**Information provided:**
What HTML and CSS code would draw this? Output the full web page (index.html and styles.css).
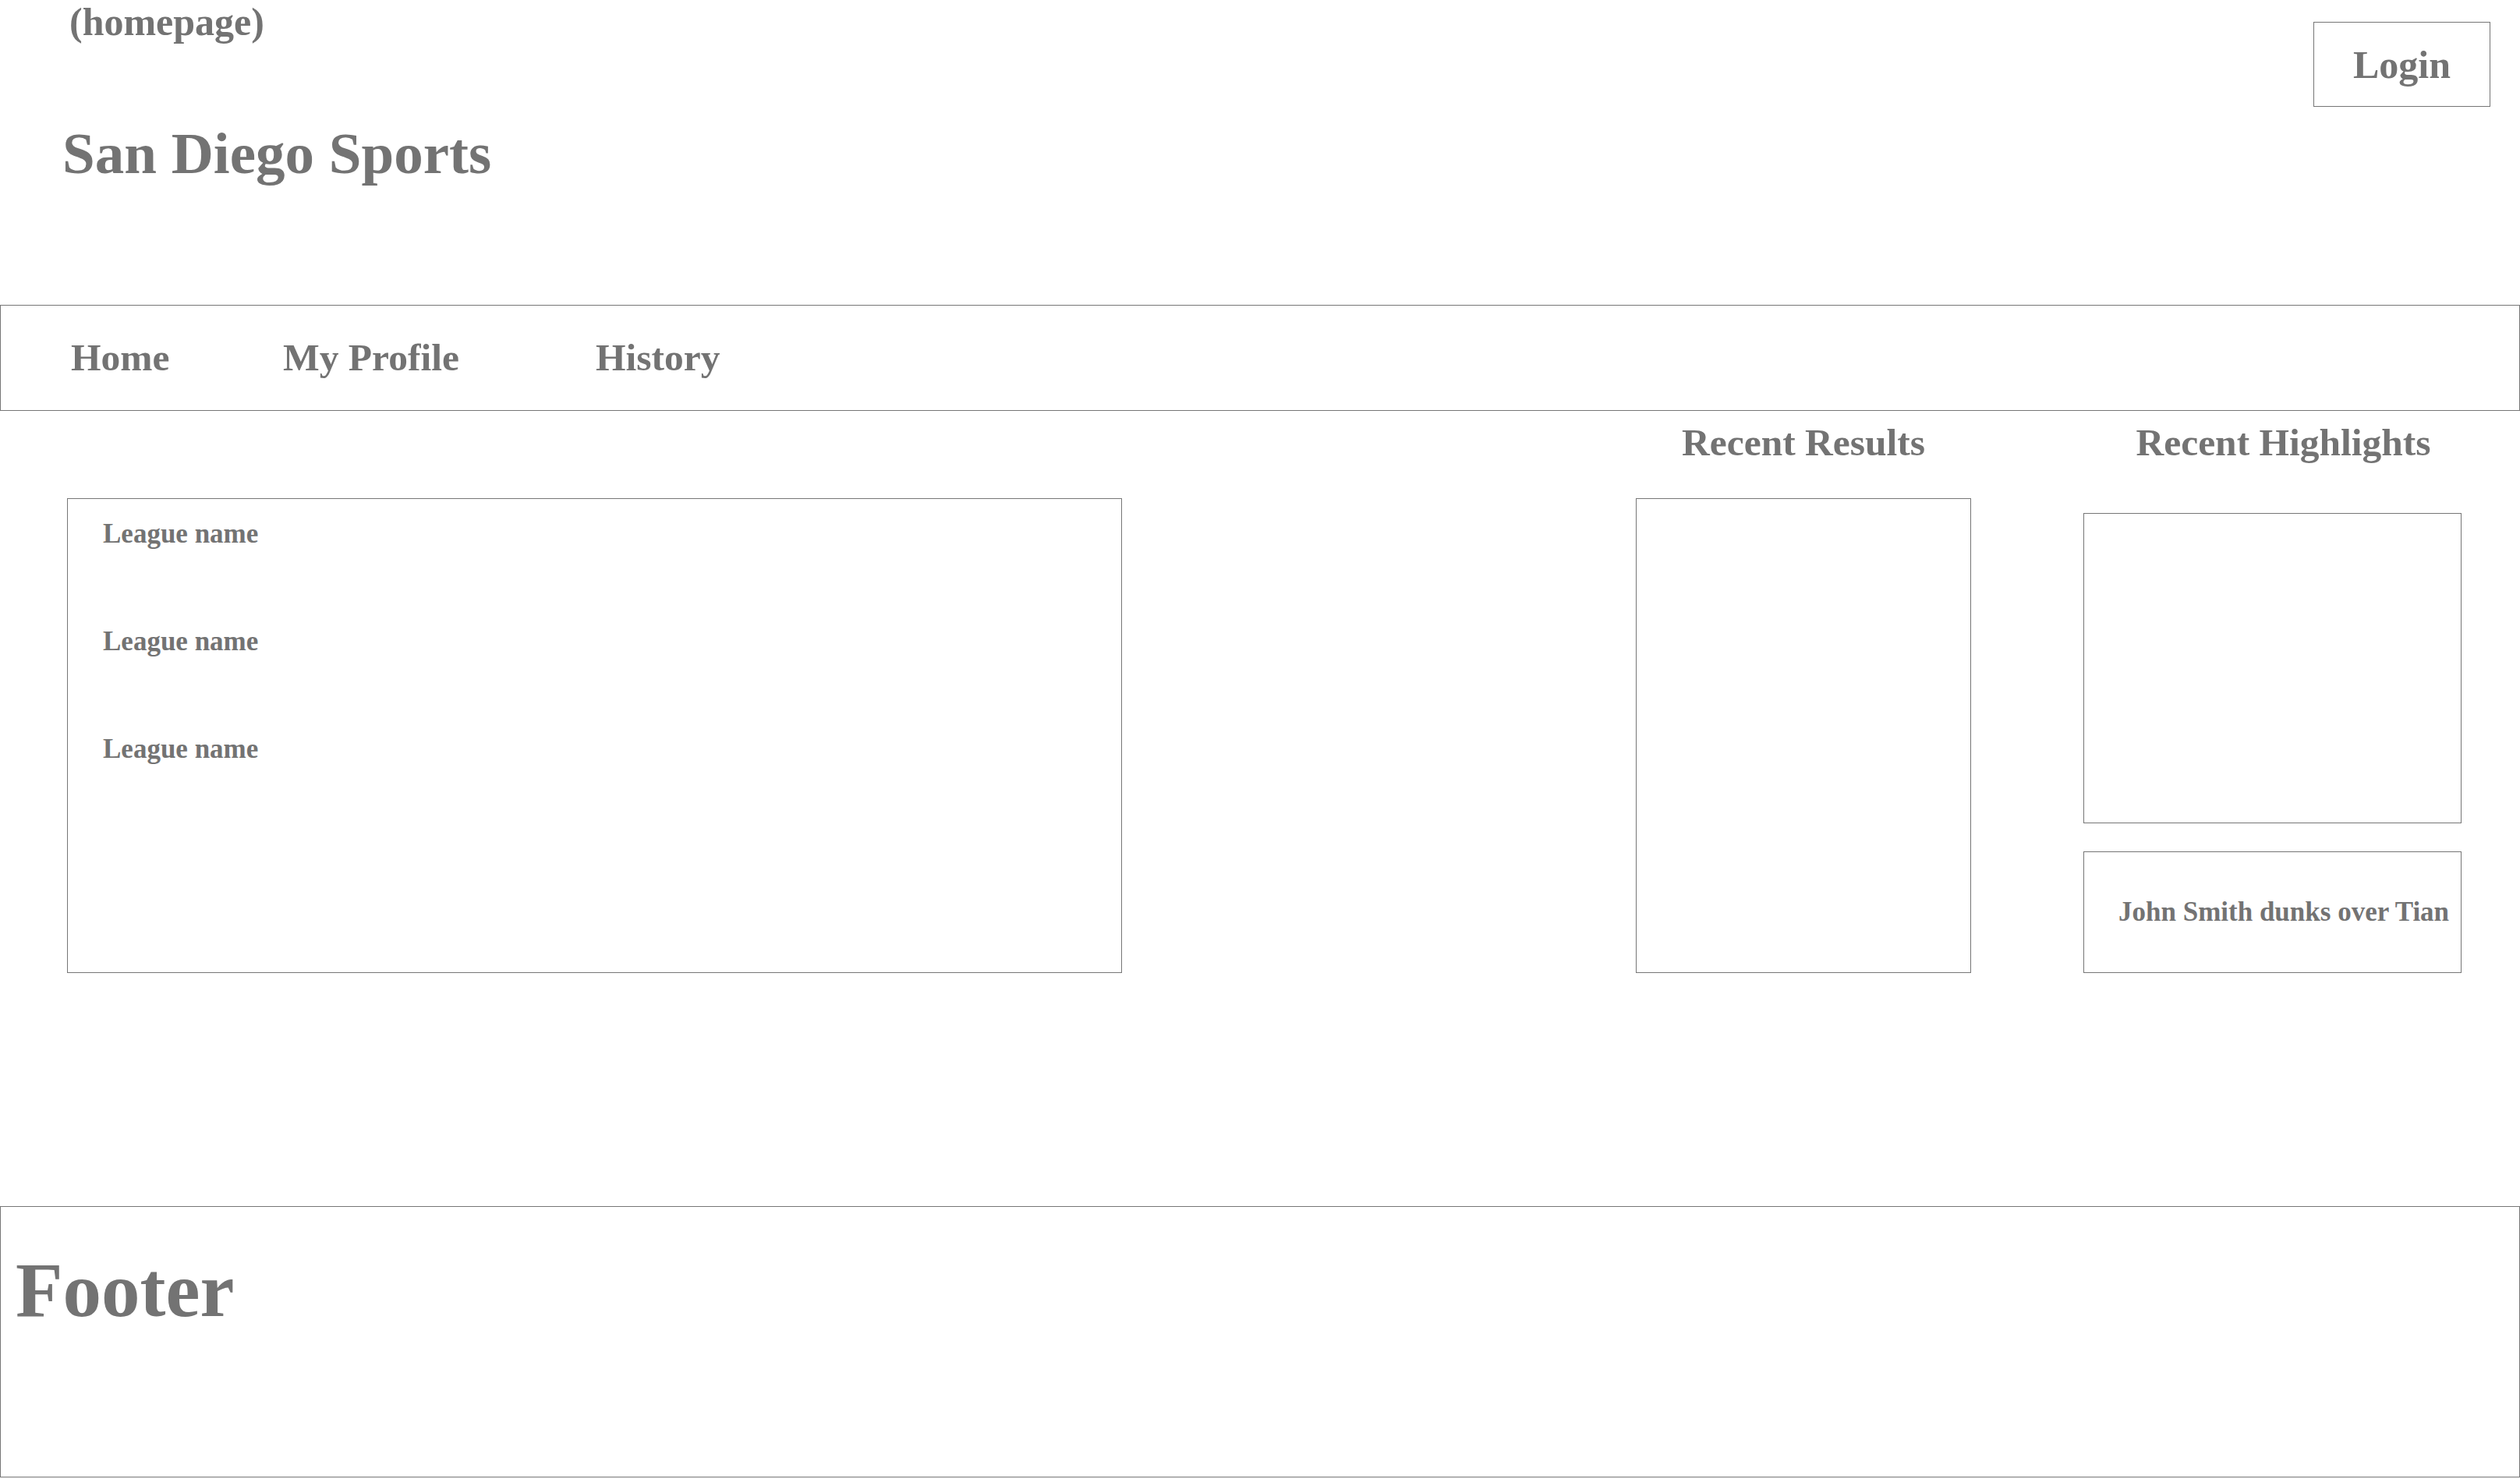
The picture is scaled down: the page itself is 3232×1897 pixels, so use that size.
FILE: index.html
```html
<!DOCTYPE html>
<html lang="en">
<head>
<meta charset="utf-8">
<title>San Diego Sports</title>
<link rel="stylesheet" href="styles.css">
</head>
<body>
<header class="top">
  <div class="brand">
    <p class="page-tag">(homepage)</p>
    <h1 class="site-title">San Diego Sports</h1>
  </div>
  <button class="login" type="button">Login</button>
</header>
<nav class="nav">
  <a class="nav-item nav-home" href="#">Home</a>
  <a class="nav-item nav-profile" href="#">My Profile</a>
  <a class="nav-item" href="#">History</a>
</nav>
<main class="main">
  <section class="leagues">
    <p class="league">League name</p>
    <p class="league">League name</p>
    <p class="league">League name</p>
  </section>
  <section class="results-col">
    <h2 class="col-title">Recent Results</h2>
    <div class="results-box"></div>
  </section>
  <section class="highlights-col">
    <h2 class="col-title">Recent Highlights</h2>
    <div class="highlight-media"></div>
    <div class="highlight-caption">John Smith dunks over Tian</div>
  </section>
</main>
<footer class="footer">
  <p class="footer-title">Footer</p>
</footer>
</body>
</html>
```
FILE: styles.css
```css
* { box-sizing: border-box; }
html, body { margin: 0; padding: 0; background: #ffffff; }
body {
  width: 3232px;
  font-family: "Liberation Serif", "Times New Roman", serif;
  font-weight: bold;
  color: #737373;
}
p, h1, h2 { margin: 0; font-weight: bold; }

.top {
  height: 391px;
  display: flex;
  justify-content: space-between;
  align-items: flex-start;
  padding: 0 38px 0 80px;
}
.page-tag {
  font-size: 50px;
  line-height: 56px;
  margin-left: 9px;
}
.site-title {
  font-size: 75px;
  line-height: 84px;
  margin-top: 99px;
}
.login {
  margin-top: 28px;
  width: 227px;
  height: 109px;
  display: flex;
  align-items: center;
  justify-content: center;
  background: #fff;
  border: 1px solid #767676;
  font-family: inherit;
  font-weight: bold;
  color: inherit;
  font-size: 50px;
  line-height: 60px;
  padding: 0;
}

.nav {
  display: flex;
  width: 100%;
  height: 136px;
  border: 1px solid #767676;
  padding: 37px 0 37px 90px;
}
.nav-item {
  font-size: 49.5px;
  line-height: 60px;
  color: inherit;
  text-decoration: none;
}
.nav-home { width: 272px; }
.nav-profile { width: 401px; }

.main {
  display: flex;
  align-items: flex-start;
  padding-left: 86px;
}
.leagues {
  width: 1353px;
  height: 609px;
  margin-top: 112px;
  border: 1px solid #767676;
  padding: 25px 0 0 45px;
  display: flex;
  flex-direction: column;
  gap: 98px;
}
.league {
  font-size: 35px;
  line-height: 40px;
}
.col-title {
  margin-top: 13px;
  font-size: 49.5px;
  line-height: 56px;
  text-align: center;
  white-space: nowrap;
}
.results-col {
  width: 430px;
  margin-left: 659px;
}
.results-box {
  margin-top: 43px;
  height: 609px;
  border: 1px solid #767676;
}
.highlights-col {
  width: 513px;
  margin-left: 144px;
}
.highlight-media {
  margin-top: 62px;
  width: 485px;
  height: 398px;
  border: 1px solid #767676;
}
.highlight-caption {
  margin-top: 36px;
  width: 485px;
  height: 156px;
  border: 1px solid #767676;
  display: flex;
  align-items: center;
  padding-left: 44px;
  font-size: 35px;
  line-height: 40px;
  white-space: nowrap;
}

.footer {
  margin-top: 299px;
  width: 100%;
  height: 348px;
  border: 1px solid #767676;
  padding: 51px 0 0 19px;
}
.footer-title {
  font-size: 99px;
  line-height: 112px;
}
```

**To be done:** Track down every line with the word "styles" and copy it.

**Written reply:**
What HTML and CSS code would draw this? Output the full web page (index.html and styles.css).
<link rel="stylesheet" href="styles.css">
FILE: styles.css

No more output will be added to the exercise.